Sendo a televisão um elo fundamental de ligação entre a instituição e o grande público, é fácil concluir que as consequências, em termos de informação dos cidadãos, são dramáticas.

A informação que «escorre» desse terceiro ramo do poder político nos Estados Unidos – o sistema judiciário, a par do Presidente e do Congresso – é praticamente «arrancada a ferros», vem envolta em ambiguidades e mistério e frequentemente é deturpada, contribuindo mais para a incompreensão geral do que para o esclarecimento do público.

Tomando como certo que os «mass media» são o principal veículo de contacto entre elites políticas e cidadãos, contribuindo decisivamente para que estes formem um determinado retrato do mundo, desocultando aspectos, legitimando outros, dando maior visibilidade a umas questões do que a outras, nem sempre segundo critérios transparentes ou objectivos, os autores esforçam-se por delinear os contornos dessa específica forma de comunicação política transmitida pela televisão.

Além da sua hegemonia – para a maioria dos norte-americanos, a televisão é a principal e muitas vezes a única fonte de informação sobre temas políticos – este livro salienta ainda a propensão televisiva para o dramatismo, a simplificação e a vulnerabilidade em relação ao sensacionalismo.

Pelo contrário, o Supremo Tribunal é uma instituição formada por juizes não eleitos, e portanto libertos da sujeição à vontade popular, que não autoriza câmaras na sala do tribunal e cultiva um manifesto menosprezo pela relação com os média.

A relativa escassez de fontes, a ritualização dos procedimentos jurídicos, o carácter hermético da linguagem usada, além da falta de «competências jurídicas» da maioria dos jornalistas, (embora o livro também faça justiça ao profissionalismo de muitos jornalistas que esbarra com as exigências comerciais das estações televisivas para as quais trabalham) dificultam a abordagem mediática da instituição e tendem a conferir-lhe um estatuto de «baixa prioridade» no «ranking» noticioso das televisões.

O ponto de vista dos autores é que isso afecta negativamente a própria qualidade da democracia nos Estados Unidos porque, justamente, a importância da informação televisiva é aqui ainda mais decisiva, dado tratar-se de uma instituição onde outras fontes colaterais de conhecimento são particularmente escassas.

A grande originalidade do livro é que além de analisar em concreto a cobertura noticiosa de alguns casos judiciais, põe em confronto a percepção que os jornalistas que cobrem o Tribunal têm da instituição, e a percepção que juizes e funcionários do Tribunal fazem dos média.
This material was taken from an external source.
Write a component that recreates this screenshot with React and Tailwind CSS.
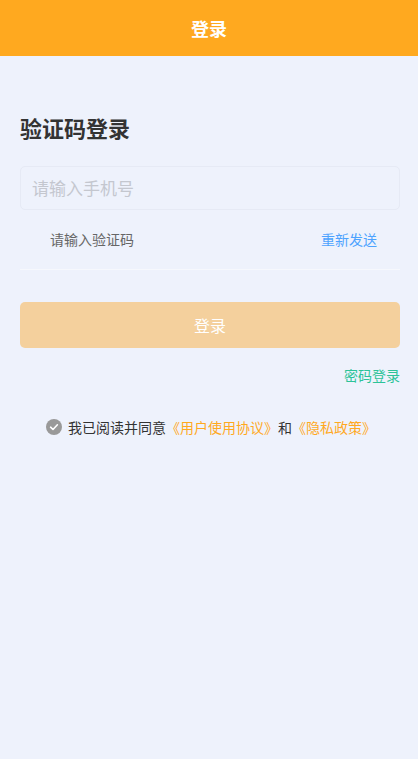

São visões inconciliáveis e marcadas até pela mútua hostilidade.

Em resposta à pergunta sobre o treino mais adequado para um jornalista encarregue de noticiar a instituição, por exemplo, os jornalistas tendem a valorizar as competências próprias da sua profissão (perspicácia, capacidade de síntese, rapidez na construção do sentido da história), mesmo aqueles que possuem formação específica em Direito, enquanto os juizes acusam genericamente os jornalistas de ignorância em relação aos procedimentos mais banais do Tribunal.

A «insularidade» cultivada pelo Supremo Tribunal, o seu relativo isolamento, apesar da sua legitimidade também depender do reconhecimento e aceitação pública das suas decisões – já que a credibilidade da instituição depende da qualidade da relação de confiança – têm amputado sucessivamente os esforços das televisões para aceder a informação mais substantiva. Esta atitude tem servido para formar uma espécie de veneração respeitosa da instituição baseada no desconhecimento e na «neblina» informativa que a rodeia.

As televisões, por seu turno, têm esquecido o princípio de que, em sistemas democráticos, informar mal é pior do que não informar e o livro defende a ideia de que grande parte da informação veiculada está errada e contribui para percepções incorrectas da aplicação da Lei.

A responsabilidade de ultrapassar esta situação cabe tanto ao Tribunal como aos média. O livro termina justamente com um apelo, que reconhece «idealista», à cooperação entre os dois, lembrando que o propósito de existência de ambos é o mesmo: servir (bem) melhor o interesse público.